:: Your instructions ::
All lines below must be repeated exactly, with the pictures omitted.

:: Data segment ::
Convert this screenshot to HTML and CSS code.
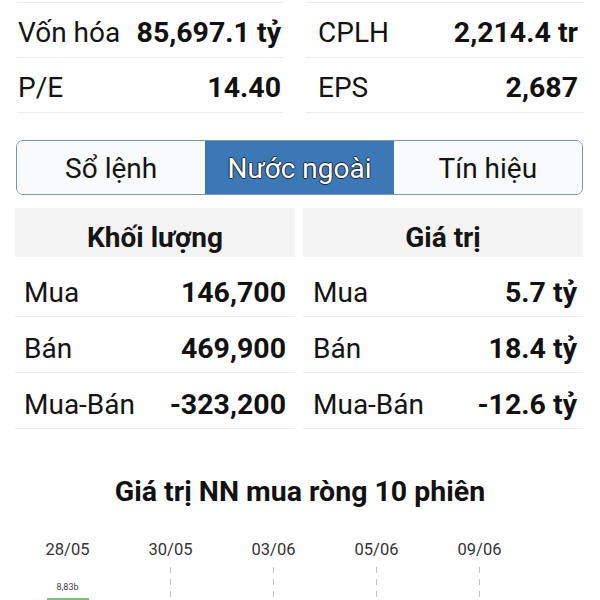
FILE: index.html
```html
<!DOCTYPE html>
<html lang="vi">
<head>
    <meta charset="UTF-8">
    <meta name="viewport" content="width=device-width, initial-scale=1.0">
    <title>Nước ngoài</title>
    <link rel="stylesheet" href="styles.css">
</head>
<body>
    <div class="stats">
        <div class="stat-col">
            <div class="stat"><span class="label">Vốn hóa</span><span class="value">85,697.1 tỷ</span></div>
            <div class="stat"><span class="label">P/E</span><span class="value">14.40</span></div>
        </div>
        <div class="stat-col right">
            <div class="stat"><span class="label">CPLH</span><span class="value">2,214.4 tr</span></div>
            <div class="stat"><span class="label">EPS</span><span class="value">2,687</span></div>
        </div>
    </div>

    <div class="tabs">
        <div class="tab">Sổ lệnh</div>
        <div class="tab active">Nước ngoài</div>
        <div class="tab">Tín hiệu</div>
    </div>

    <div class="tables">
        <div class="table">
            <div class="table-head">Khối lượng</div>
            <div class="row"><span class="label">Mua</span><span class="value">146,700</span></div>
            <div class="row"><span class="label">Bán</span><span class="value">469,900</span></div>
            <div class="row"><span class="label">Mua-Bán</span><span class="value">-323,200</span></div>
        </div>
        <div class="table right">
            <div class="table-head">Giá trị</div>
            <div class="row"><span class="label">Mua</span><span class="value">5.7 tỷ</span></div>
            <div class="row"><span class="label">Bán</span><span class="value">18.4 tỷ</span></div>
            <div class="row"><span class="label">Mua-Bán</span><span class="value">-12.6 tỷ</span></div>
        </div>
    </div>

    <h3 class="chart-title">Giá trị NN mua ròng 10 phiên</h3>

    <div class="chart">
        <div class="session">
            <div class="date">28/05</div>
            <div class="bar-label">8,83b</div>
            <div class="bar"></div>
        </div>
        <div class="session">
            <div class="date">30/05</div>
            <div class="dash"></div>
        </div>
        <div class="session">
            <div class="date">03/06</div>
            <div class="dash"></div>
        </div>
        <div class="session">
            <div class="date">05/06</div>
            <div class="dash"></div>
        </div>
        <div class="session">
            <div class="date">09/06</div>
            <div class="dash"></div>
        </div>
    </div>
</body>
</html>
```

FILE: styles.css
```css
* {
    box-sizing: border-box;
}
body {
    font-family: Roboto, "Liberation Sans", sans-serif;
    background-color: white;
    color: #141414;
    margin: 0;
    overflow: hidden;
}

/* thong tin co ban */
.stats {
    display: grid;
    grid-template-columns: 266px 1fr;
    column-gap: 23px;
    padding: 2px 16px 0 17px;
}
.stat-col {
    border-top: 1px solid #ececec;
}
.stat {
    display: flex;
    justify-content: space-between;
    align-items: center;
    height: 55px;
    padding: 5px 2px 0 1px;
    border-bottom: 1px solid #ececec;
    font-size: 28px;
}
.stat-col.right .stat {
    padding: 5px 6px 0 12px;
}
.value {
    font-weight: bold;
    font-size: 28.5px;
    color: #111;
}

/* tabs */
.tabs {
    display: flex;
    margin: 27px 17px 0 16px;
    height: 55px;
    border: 1.5px solid #7c94ac;
    border-radius: 7px;
    overflow: hidden;
}
.tab {
    flex: 1;
    display: flex;
    align-items: center;
    justify-content: center;
    background-color: #f8fafc;
    font-size: 28px;
    padding-top: 2px;
}
.tab.active {
    background-color: #3b78b5;
    color: white;
    text-shadow: -1px 0 #1e2a36, 1px 0 #1e2a36, 0 -1px #1e2a36, 0 1px #1e2a36;
}

/* bang khoi luong / gia tri */
.tables {
    display: grid;
    grid-template-columns: 1fr 1fr;
    column-gap: 8px;
    padding: 0 17px 0 15px;
    margin-top: 13px;
}
.table-head {
    height: 49px;
    display: flex;
    align-items: center;
    justify-content: center;
    padding-top: 9px;
    margin-bottom: 4px;
    background-color: #f3f3f3;
    font-weight: bold;
    font-size: 28px;
}
.row {
    display: flex;
    justify-content: space-between;
    align-items: center;
    height: 56px;
    padding: 8px 9px 0 9px;
    border-bottom: 1px solid #ececec;
    font-size: 28px;
}
.table.right .row {
    padding: 8px 6px 0 10px;
}

/* bieu do */
.chart-title {
    margin: 47px 0 0;
    text-align: center;
    font-size: 28.5px;
    line-height: 32px;
    font-weight: bold;
    color: #111;
}
.chart {
    display: flex;
    padding-left: 16px;
    margin-top: 32px;
}
.session {
    width: 103px;
    display: flex;
    flex-direction: column;
    align-items: center;
}
.date {
    font-size: 16.5px;
    line-height: 20px;
    color: #333;
}
.dash {
    width: 1px;
    height: 40px;
    margin-top: 7px;
    background: repeating-linear-gradient(to bottom, #c4c4c4 0 6px, transparent 6px 12px);
}
.bar-label {
    margin-top: 22px;
    font-size: 9px;
    line-height: 11px;
    color: #444;
}
.bar {
    width: 42px;
    height: 40px;
    margin-top: 5px;
    background-color: #7cc47a;
}
```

:: Full response ::
Convert this screenshot to HTML and CSS code.
FILE: index.html
```html
<!DOCTYPE html>
<html lang="vi">
<head>
    <meta charset="UTF-8">
    <meta name="viewport" content="width=device-width, initial-scale=1.0">
    <title>Nước ngoài</title>
    <link rel="stylesheet" href="styles.css">
</head>
<body>
    <div class="stats">
        <div class="stat-col">
            <div class="stat"><span class="label">Vốn hóa</span><span class="value">85,697.1 tỷ</span></div>
            <div class="stat"><span class="label">P/E</span><span class="value">14.40</span></div>
        </div>
        <div class="stat-col right">
            <div class="stat"><span class="label">CPLH</span><span class="value">2,214.4 tr</span></div>
            <div class="stat"><span class="label">EPS</span><span class="value">2,687</span></div>
        </div>
    </div>

    <div class="tabs">
        <div class="tab">Sổ lệnh</div>
        <div class="tab active">Nước ngoài</div>
        <div class="tab">Tín hiệu</div>
    </div>

    <div class="tables">
        <div class="table">
            <div class="table-head">Khối lượng</div>
            <div class="row"><span class="label">Mua</span><span class="value">146,700</span></div>
            <div class="row"><span class="label">Bán</span><span class="value">469,900</span></div>
            <div class="row"><span class="label">Mua-Bán</span><span class="value">-323,200</span></div>
        </div>
        <div class="table right">
            <div class="table-head">Giá trị</div>
            <div class="row"><span class="label">Mua</span><span class="value">5.7 tỷ</span></div>
            <div class="row"><span class="label">Bán</span><span class="value">18.4 tỷ</span></div>
            <div class="row"><span class="label">Mua-Bán</span><span class="value">-12.6 tỷ</span></div>
        </div>
    </div>

    <h3 class="chart-title">Giá trị NN mua ròng 10 phiên</h3>

    <div class="chart">
        <div class="session">
            <div class="date">28/05</div>
            <div class="bar-label">8,83b</div>
            <div class="bar"></div>
        </div>
        <div class="session">
            <div class="date">30/05</div>
            <div class="dash"></div>
        </div>
        <div class="session">
            <div class="date">03/06</div>
            <div class="dash"></div>
        </div>
        <div class="session">
            <div class="date">05/06</div>
            <div class="dash"></div>
        </div>
        <div class="session">
            <div class="date">09/06</div>
            <div class="dash"></div>
        </div>
    </div>
</body>
</html>
```

FILE: styles.css
```css
* {
    box-sizing: border-box;
}
body {
    font-family: Roboto, "Liberation Sans", sans-serif;
    background-color: white;
    color: #141414;
    margin: 0;
    overflow: hidden;
}

/* thong tin co ban */
.stats {
    display: grid;
    grid-template-columns: 266px 1fr;
    column-gap: 23px;
    padding: 2px 16px 0 17px;
}
.stat-col {
    border-top: 1px solid #ececec;
}
.stat {
    display: flex;
    justify-content: space-between;
    align-items: center;
    height: 55px;
    padding: 5px 2px 0 1px;
    border-bottom: 1px solid #ececec;
    font-size: 28px;
}
.stat-col.right .stat {
    padding: 5px 6px 0 12px;
}
.value {
    font-weight: bold;
    font-size: 28.5px;
    color: #111;
}

/* tabs */
.tabs {
    display: flex;
    margin: 27px 17px 0 16px;
    height: 55px;
    border: 1.5px solid #7c94ac;
    border-radius: 7px;
    overflow: hidden;
}
.tab {
    flex: 1;
    display: flex;
    align-items: center;
    justify-content: center;
    background-color: #f8fafc;
    font-size: 28px;
    padding-top: 2px;
}
.tab.active {
    background-color: #3b78b5;
    color: white;
    text-shadow: -1px 0 #1e2a36, 1px 0 #1e2a36, 0 -1px #1e2a36, 0 1px #1e2a36;
}

/* bang khoi luong / gia tri */
.tables {
    display: grid;
    grid-template-columns: 1fr 1fr;
    column-gap: 8px;
    padding: 0 17px 0 15px;
    margin-top: 13px;
}
.table-head {
    height: 49px;
    display: flex;
    align-items: center;
    justify-content: center;
    padding-top: 9px;
    margin-bottom: 4px;
    background-color: #f3f3f3;
    font-weight: bold;
    font-size: 28px;
}
.row {
    display: flex;
    justify-content: space-between;
    align-items: center;
    height: 56px;
    padding: 8px 9px 0 9px;
    border-bottom: 1px solid #ececec;
    font-size: 28px;
}
.table.right .row {
    padding: 8px 6px 0 10px;
}

/* bieu do */
.chart-title {
    margin: 47px 0 0;
    text-align: center;
    font-size: 28.5px;
    line-height: 32px;
    font-weight: bold;
    color: #111;
}
.chart {
    display: flex;
    padding-left: 16px;
    margin-top: 32px;
}
.session {
    width: 103px;
    display: flex;
    flex-direction: column;
    align-items: center;
}
.date {
    font-size: 16.5px;
    line-height: 20px;
    color: #333;
}
.dash {
    width: 1px;
    height: 40px;
    margin-top: 7px;
    background: repeating-linear-gradient(to bottom, #c4c4c4 0 6px, transparent 6px 12px);
}
.bar-label {
    margin-top: 22px;
    font-size: 9px;
    line-height: 11px;
    color: #444;
}
.bar {
    width: 42px;
    height: 40px;
    margin-top: 5px;
    background-color: #7cc47a;
}
```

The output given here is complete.